Raw records start

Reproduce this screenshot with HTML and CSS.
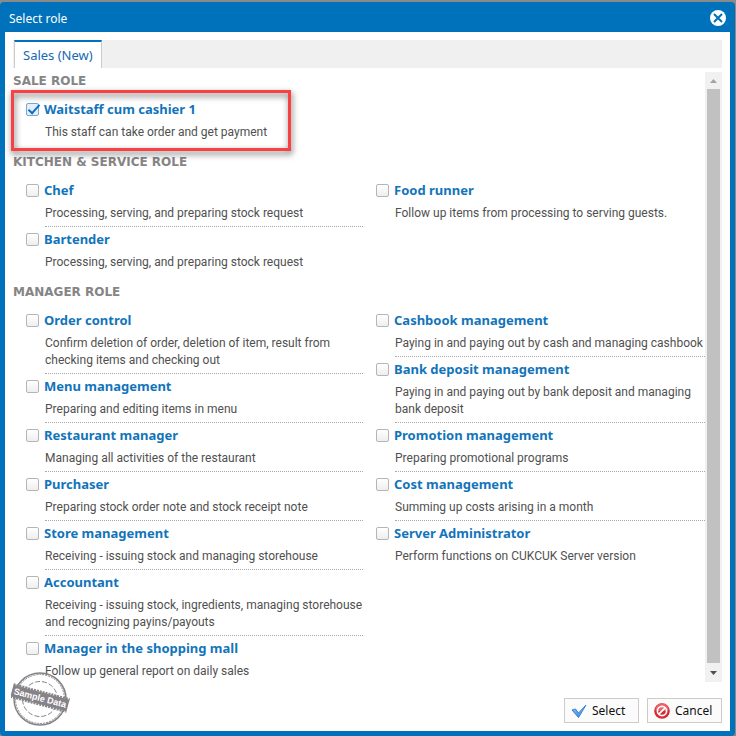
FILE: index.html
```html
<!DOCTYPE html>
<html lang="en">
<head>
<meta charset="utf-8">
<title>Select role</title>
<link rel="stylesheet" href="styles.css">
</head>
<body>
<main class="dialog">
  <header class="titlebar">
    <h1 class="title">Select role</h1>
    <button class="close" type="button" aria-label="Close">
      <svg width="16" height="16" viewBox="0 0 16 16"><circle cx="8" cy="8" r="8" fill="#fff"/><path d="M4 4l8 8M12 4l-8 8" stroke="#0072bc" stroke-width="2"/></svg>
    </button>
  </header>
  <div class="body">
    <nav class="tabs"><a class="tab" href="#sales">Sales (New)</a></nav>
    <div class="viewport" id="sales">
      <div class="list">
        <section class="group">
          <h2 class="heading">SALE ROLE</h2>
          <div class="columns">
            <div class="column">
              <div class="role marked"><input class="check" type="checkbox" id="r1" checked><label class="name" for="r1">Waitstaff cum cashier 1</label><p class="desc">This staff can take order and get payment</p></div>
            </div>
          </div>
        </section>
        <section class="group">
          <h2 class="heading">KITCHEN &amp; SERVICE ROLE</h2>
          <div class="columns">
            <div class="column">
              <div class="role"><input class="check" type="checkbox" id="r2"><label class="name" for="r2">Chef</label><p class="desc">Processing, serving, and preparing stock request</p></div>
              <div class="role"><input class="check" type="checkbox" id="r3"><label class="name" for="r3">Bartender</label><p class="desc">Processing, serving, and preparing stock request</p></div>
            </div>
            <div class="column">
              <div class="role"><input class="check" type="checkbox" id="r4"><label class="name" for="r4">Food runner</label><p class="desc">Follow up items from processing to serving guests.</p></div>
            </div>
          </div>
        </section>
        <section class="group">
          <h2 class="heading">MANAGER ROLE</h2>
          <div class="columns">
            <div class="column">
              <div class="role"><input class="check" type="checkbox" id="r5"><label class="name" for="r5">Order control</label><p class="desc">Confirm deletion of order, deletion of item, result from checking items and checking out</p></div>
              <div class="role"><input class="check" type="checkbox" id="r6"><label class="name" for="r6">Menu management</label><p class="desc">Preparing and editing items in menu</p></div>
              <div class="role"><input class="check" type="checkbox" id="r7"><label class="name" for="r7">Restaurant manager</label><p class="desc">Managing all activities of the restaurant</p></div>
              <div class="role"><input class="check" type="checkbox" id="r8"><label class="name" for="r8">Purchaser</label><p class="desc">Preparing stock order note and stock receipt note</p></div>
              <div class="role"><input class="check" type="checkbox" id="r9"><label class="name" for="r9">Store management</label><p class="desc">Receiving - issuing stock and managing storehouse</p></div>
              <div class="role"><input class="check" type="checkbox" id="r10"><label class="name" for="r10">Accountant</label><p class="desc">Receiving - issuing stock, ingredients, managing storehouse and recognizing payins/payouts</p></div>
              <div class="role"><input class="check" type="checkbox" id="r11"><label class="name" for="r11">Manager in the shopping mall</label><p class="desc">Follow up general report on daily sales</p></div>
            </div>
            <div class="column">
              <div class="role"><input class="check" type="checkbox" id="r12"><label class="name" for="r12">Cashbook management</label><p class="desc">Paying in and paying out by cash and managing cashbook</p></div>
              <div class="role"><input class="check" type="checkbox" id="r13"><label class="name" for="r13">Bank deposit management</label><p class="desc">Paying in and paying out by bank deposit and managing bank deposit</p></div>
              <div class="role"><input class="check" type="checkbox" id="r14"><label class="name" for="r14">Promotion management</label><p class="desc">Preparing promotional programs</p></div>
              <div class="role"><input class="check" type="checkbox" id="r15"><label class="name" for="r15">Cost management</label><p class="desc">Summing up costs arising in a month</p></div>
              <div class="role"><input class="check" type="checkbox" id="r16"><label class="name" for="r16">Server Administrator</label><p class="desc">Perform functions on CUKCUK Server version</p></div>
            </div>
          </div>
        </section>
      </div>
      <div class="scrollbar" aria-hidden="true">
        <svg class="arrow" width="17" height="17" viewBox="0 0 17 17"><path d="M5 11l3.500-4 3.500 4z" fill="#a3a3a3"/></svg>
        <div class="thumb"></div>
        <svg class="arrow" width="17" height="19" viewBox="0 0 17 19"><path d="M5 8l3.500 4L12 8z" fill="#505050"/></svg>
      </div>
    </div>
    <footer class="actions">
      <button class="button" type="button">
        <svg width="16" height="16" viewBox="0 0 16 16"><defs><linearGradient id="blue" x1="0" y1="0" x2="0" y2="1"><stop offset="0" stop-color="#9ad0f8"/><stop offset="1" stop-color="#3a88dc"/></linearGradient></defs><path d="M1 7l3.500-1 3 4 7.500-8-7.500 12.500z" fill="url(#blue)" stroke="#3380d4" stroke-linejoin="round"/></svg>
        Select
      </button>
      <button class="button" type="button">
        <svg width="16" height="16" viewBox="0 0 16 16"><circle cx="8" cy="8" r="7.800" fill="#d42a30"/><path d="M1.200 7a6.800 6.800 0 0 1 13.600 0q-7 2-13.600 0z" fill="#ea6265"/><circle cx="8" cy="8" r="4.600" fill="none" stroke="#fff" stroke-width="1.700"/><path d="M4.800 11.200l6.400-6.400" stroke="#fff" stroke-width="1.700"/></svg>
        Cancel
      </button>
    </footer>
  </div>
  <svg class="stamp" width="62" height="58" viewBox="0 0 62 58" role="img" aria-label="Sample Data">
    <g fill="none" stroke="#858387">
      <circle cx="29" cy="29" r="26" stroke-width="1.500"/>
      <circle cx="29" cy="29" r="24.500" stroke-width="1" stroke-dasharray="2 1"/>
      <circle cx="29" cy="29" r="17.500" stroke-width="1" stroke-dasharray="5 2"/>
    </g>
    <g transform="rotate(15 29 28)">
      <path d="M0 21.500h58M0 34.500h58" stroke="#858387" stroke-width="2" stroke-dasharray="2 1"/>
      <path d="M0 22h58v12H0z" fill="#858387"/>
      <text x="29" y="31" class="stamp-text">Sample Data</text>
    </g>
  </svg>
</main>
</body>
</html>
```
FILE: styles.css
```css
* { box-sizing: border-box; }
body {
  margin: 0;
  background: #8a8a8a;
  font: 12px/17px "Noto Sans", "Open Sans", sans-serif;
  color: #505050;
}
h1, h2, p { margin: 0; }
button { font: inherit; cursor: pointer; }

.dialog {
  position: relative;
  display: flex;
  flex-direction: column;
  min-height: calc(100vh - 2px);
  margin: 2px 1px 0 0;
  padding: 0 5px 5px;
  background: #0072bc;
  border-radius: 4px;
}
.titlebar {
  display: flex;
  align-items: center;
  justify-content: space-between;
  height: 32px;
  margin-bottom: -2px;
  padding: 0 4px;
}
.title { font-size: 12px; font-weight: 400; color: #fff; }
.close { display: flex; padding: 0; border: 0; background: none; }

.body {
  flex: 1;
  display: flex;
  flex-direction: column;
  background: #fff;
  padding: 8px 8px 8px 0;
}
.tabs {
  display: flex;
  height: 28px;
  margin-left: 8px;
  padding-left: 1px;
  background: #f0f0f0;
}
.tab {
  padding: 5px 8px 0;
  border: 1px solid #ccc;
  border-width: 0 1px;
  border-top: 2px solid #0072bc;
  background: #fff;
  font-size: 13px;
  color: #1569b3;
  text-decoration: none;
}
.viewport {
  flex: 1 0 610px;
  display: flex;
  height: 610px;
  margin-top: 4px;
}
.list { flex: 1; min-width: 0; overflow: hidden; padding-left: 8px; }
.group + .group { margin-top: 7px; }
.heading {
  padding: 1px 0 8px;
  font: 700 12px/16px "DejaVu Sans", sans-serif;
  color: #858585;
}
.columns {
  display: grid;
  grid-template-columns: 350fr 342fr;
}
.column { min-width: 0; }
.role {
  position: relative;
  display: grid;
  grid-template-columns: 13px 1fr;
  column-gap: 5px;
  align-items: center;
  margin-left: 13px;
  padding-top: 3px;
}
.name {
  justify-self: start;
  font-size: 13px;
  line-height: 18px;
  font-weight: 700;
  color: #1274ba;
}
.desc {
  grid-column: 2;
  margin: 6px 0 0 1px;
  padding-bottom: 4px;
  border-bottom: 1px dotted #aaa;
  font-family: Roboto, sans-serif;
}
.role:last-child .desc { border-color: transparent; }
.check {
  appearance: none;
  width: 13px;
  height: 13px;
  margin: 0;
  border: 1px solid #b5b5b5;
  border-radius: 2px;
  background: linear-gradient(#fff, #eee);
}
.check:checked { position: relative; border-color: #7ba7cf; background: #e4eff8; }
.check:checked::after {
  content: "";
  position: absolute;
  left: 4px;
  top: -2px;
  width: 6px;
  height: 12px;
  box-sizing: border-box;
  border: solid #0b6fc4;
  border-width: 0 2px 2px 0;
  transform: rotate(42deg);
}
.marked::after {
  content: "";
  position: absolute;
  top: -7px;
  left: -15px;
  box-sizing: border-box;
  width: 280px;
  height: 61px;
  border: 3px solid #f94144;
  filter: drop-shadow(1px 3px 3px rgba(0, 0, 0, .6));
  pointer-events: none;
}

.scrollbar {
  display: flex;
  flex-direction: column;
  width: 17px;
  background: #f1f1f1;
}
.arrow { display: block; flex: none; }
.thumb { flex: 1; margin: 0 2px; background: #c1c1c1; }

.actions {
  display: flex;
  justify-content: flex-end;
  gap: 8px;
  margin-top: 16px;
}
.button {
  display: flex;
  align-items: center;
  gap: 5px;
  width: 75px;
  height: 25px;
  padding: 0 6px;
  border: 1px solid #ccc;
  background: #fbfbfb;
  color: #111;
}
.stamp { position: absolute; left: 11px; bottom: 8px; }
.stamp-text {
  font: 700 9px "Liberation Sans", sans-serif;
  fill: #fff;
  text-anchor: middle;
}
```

Raw records end
Raw records start

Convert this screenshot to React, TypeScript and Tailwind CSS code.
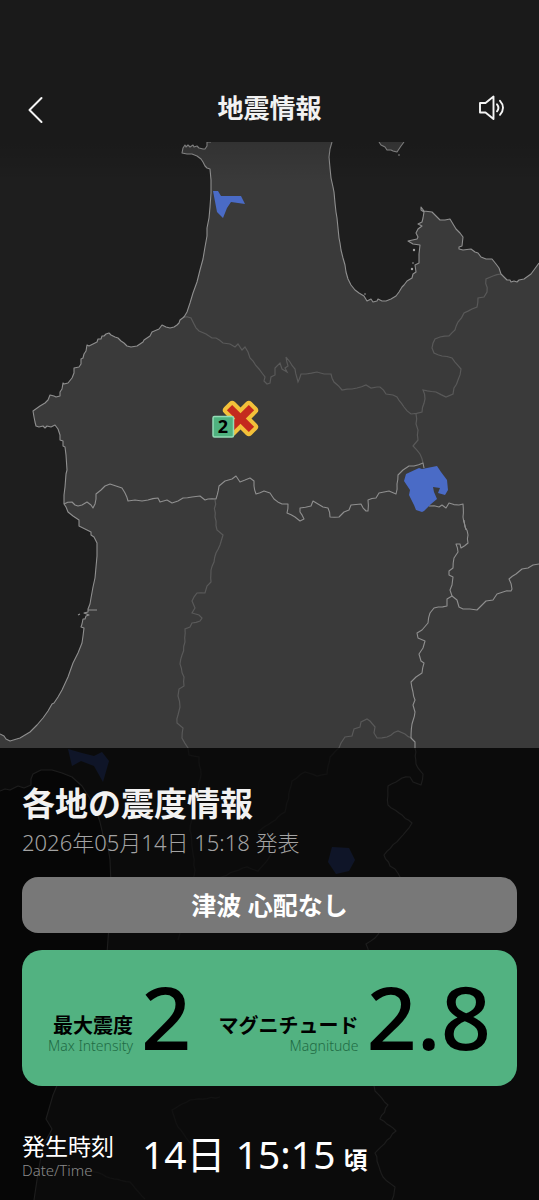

Raw records end
Raw records start

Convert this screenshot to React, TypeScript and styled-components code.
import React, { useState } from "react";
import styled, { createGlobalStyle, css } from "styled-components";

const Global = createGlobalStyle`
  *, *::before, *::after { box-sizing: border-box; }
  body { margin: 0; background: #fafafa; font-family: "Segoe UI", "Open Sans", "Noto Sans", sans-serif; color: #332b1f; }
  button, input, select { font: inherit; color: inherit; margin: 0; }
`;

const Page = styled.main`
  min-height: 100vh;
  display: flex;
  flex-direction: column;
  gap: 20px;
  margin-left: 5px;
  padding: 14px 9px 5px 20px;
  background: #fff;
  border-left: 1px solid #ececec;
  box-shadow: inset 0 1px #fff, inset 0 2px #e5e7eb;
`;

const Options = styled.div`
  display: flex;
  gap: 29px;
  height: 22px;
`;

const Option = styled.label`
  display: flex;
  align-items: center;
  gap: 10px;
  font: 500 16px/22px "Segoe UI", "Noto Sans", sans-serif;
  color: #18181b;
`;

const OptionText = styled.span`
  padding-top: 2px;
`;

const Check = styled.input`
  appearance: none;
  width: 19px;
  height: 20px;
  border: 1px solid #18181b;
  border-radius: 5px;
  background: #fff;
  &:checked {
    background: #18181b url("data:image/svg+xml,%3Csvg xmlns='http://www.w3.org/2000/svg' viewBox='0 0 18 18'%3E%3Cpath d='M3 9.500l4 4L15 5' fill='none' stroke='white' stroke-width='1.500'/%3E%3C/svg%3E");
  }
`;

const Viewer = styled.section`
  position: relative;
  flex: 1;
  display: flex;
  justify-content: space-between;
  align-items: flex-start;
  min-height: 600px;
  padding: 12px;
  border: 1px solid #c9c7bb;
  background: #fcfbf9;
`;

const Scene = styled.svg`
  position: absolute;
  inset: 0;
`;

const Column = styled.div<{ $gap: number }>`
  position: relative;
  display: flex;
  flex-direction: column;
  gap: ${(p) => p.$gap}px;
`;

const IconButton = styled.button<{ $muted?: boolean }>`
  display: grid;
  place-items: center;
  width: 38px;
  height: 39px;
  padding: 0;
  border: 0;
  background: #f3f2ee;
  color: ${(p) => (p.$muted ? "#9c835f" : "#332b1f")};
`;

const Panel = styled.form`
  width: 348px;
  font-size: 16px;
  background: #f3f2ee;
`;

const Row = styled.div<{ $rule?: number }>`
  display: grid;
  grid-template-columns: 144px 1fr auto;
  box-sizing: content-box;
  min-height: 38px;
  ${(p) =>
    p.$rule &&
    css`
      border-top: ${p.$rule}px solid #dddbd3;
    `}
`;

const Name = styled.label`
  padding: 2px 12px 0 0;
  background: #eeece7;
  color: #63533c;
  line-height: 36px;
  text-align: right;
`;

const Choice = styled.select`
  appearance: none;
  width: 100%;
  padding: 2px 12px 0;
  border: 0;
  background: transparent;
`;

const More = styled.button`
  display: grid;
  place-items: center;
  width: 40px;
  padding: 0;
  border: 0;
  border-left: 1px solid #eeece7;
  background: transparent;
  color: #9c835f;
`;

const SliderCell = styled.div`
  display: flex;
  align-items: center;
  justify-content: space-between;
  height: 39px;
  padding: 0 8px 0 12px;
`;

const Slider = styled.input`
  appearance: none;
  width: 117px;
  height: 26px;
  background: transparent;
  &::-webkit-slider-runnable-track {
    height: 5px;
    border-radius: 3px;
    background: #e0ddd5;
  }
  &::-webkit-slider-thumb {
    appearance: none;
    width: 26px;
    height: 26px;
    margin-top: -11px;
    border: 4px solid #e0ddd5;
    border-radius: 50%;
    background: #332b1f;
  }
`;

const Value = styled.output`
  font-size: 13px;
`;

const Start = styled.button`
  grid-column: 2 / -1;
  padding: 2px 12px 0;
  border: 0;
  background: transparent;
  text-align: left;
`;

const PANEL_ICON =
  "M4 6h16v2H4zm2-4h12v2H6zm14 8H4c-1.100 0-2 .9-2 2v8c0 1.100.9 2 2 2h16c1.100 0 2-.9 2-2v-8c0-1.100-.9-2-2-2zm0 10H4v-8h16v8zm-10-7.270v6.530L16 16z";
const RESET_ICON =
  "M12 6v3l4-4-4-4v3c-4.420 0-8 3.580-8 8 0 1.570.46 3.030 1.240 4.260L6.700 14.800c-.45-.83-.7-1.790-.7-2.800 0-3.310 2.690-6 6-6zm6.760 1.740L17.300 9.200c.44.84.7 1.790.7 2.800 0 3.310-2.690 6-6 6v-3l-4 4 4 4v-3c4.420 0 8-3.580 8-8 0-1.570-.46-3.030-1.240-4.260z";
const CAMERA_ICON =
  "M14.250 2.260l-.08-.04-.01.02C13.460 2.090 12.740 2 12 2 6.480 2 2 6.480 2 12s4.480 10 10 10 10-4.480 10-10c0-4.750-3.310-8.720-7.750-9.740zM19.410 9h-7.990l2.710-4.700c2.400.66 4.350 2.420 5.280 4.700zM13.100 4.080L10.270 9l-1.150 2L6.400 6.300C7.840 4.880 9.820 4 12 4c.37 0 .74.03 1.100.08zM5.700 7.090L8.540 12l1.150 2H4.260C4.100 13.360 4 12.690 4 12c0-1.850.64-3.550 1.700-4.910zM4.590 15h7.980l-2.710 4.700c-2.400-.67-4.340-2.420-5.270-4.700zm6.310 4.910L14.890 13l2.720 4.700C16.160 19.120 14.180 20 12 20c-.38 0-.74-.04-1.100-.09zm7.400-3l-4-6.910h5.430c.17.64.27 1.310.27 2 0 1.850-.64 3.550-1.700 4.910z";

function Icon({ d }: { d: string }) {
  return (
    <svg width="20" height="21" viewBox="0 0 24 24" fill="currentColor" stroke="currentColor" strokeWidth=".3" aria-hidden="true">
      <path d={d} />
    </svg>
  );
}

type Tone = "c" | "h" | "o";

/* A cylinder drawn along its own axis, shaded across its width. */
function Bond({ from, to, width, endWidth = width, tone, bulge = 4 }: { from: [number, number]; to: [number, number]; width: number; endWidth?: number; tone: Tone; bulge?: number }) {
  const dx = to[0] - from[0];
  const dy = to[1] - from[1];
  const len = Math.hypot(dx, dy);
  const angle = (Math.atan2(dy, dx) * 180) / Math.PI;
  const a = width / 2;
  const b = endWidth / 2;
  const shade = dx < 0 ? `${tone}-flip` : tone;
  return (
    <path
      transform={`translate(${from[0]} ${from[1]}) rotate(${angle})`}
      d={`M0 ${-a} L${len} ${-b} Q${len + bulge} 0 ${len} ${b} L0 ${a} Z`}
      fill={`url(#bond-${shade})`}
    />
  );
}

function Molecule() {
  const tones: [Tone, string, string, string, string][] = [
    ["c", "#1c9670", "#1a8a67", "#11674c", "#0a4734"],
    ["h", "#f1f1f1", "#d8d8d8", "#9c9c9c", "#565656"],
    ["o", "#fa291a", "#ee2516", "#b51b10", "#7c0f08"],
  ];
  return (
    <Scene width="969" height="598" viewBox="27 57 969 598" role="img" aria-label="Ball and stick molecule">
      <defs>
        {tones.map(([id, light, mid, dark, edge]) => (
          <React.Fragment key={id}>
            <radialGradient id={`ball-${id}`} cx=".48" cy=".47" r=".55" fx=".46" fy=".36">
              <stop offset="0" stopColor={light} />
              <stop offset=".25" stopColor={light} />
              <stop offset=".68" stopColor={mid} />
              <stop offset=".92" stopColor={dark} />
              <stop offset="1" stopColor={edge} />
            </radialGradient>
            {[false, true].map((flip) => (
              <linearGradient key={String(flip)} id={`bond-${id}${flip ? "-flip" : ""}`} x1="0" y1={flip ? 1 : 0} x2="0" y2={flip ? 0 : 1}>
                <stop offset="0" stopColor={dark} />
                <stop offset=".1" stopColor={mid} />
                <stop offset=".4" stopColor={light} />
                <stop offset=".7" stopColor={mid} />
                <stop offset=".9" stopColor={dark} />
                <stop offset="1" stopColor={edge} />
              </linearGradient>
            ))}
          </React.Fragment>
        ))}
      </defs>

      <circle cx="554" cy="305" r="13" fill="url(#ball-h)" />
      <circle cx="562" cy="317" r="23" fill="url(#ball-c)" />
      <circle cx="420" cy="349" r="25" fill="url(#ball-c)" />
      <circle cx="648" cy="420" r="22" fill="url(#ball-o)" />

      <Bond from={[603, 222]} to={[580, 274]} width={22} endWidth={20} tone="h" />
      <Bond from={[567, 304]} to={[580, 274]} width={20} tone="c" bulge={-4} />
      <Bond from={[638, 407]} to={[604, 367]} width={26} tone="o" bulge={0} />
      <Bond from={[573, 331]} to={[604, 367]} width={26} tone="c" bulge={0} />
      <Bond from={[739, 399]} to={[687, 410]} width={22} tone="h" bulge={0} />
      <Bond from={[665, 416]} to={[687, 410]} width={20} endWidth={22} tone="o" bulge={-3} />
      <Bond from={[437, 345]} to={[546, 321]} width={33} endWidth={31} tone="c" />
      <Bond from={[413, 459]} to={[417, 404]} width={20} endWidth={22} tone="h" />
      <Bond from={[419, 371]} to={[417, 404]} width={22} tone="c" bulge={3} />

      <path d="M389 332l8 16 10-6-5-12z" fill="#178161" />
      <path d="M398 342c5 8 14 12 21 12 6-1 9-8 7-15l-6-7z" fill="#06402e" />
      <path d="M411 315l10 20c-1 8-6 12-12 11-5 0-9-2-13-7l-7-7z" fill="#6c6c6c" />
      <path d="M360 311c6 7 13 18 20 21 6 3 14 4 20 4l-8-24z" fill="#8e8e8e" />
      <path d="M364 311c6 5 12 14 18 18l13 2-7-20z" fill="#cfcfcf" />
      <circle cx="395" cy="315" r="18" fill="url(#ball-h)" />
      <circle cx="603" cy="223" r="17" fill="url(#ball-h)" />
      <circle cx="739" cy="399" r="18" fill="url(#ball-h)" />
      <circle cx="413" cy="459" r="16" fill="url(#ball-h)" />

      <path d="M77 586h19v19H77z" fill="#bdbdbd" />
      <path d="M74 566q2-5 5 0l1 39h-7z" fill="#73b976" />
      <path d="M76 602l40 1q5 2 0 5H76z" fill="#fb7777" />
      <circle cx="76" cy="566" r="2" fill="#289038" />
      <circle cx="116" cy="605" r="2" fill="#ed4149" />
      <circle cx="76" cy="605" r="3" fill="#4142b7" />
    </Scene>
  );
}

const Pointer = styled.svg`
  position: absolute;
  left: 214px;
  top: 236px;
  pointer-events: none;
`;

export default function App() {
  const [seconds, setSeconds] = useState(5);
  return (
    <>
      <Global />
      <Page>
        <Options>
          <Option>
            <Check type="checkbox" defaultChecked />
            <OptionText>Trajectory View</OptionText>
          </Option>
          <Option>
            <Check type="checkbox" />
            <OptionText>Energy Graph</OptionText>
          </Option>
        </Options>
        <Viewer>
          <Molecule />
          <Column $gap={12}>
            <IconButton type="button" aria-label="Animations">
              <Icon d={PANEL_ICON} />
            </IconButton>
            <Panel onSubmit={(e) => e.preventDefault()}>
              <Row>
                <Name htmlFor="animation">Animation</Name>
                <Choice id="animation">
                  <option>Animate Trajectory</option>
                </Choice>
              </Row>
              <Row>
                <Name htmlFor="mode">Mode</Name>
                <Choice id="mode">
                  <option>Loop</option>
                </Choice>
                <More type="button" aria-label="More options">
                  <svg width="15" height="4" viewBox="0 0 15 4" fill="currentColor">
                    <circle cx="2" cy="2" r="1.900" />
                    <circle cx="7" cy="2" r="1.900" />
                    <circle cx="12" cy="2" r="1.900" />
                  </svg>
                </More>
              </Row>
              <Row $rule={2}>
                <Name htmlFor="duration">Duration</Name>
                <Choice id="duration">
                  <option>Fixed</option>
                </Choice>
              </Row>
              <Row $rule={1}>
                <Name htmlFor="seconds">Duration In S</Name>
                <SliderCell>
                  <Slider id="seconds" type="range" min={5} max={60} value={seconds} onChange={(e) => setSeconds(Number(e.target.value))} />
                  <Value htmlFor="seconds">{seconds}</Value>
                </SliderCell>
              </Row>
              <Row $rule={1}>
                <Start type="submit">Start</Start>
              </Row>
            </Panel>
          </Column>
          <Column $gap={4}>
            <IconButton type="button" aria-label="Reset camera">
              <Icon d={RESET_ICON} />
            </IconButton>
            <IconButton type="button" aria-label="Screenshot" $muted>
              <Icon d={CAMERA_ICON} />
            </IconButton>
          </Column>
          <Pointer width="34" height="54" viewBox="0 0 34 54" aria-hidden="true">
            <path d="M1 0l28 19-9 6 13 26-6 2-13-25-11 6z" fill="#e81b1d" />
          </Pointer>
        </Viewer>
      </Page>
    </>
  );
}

Raw records end

▸ **To do**:
Using the material above, count the lines containing the word "Convert". Reply with the number alone.

▸ **Exercise result**:
2